The Buddhist among you might say that there is a lot of
spiritual materialism in this book. But that is not where
this book or Bubba is at. There is much talk about the
difference between one who has a deep inner experience of
Shakti and a man or woman of radical understanding.

As Buddha says, “There have been many people who
came to me. . . They had all kinds of experiences. But it
didn’t change them one iota. They were just as stupid,
just as committed to their asshole destiny in the midst of
kriyas, blisses and visions as they were before they ever
heard of kundalini.”

It should be mentioned that only a small part of Garbage
and the Goddess is devoted to “the last miracles”
of Bubba Free John.
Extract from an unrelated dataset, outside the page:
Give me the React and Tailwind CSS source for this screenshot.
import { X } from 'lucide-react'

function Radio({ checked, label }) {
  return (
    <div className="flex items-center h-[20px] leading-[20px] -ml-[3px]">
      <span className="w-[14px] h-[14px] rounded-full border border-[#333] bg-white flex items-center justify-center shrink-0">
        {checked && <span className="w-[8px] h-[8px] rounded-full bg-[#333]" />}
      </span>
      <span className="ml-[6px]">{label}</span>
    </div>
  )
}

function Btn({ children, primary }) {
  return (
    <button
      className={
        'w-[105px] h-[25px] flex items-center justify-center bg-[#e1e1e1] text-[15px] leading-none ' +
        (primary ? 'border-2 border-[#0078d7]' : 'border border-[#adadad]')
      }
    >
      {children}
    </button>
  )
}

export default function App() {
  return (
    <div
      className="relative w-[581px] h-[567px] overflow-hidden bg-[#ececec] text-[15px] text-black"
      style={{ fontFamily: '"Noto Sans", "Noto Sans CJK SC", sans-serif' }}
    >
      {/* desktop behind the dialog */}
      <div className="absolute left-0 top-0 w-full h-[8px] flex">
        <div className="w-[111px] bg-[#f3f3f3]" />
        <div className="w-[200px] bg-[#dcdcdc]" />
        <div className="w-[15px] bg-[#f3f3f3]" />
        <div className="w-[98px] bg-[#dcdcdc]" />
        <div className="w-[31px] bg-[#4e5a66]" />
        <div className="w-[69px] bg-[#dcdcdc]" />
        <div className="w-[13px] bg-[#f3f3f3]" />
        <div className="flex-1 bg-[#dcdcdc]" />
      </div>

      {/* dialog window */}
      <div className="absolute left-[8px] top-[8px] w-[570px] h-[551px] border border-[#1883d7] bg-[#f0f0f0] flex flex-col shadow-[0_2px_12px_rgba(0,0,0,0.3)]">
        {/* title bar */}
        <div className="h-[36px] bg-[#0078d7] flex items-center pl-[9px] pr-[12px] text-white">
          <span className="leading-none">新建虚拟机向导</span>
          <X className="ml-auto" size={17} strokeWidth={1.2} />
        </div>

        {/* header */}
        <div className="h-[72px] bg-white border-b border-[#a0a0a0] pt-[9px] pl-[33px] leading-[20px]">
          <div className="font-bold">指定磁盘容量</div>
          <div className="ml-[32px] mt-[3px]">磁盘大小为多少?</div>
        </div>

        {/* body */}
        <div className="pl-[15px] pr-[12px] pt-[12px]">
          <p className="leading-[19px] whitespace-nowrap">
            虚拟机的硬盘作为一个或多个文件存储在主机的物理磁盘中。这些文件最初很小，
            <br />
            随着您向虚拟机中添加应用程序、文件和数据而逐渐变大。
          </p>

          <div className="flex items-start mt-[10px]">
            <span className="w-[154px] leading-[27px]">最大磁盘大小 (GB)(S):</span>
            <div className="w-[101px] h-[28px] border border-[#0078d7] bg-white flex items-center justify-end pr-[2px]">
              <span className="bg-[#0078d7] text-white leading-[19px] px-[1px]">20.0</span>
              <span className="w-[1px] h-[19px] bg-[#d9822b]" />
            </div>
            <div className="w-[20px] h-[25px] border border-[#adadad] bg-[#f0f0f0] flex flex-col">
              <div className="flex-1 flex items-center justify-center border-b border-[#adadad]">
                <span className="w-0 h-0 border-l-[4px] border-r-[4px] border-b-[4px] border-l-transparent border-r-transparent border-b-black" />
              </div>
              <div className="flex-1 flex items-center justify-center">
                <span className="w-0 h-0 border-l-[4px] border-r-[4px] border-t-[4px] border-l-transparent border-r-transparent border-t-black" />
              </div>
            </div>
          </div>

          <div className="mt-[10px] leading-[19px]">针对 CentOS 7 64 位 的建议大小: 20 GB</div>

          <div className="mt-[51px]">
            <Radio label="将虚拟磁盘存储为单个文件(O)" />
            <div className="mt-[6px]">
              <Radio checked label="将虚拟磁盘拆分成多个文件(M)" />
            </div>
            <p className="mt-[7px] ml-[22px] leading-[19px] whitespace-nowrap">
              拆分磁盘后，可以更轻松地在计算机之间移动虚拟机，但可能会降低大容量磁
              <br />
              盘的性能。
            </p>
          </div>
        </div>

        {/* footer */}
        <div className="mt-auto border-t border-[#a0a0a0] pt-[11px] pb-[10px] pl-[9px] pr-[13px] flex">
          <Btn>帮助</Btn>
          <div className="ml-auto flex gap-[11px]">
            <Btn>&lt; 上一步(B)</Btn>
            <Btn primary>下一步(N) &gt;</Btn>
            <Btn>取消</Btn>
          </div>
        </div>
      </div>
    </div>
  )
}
The rest is spiritual instruction; and
since I haven’t read it yet I won’t comment upon
it. I will say that I am also quite impressed by the clarity
of thought in Bubba’s first two books The Method of the
Siddhas, and The Knee of Listening. (All three books are
published by the Dawn Horse Press, one of the business that
the community operates.)

If I say anything else about this book, I am going to
have to give everybody and his guru equal time. I would like
to conclude by telling you how Garbage and the Goddess fell
into my hands.

I was sitting in my office on Columbus Day. We were less
than a week away from press time and there was a lot of
scurrying around. In the midst of it all, in walked an old
friend who had recently defect from the macrobiotic movement
to join Bubba as a disciple.

Jim Steinberg had lived with my wife and I at the EWJ
community house for about six months. He was a nice guy and
everybody liked him, but he was completely hung up about
food. He had seeds and nuts hidden in every pocket, drawer,
suitcase and closet in his room; and he munch on them
continually. We called him “squirrel,” because he
looked like a squirrel when he ate.

But the person who stood in front of me yesterday
afternoon was not the being that I had known. A group of
people had gathered around him. He was talking about
“the work” that was being done at Dawn
Horse—drawing everyone into his considerable but
centered enthusiasm. He had gone through a complete
metamorphosis; and I was really glad to see him.

When he left the office, the whole place was buzzing with
energy. As I returned to the scurry of my work I said to
myself that I was going to write a letter to Bubba Free John
and the folks at Dawn Horse—thanking them for all they
had done for Jim. One way of evaluating a teacher is by the
students that he sends into the world.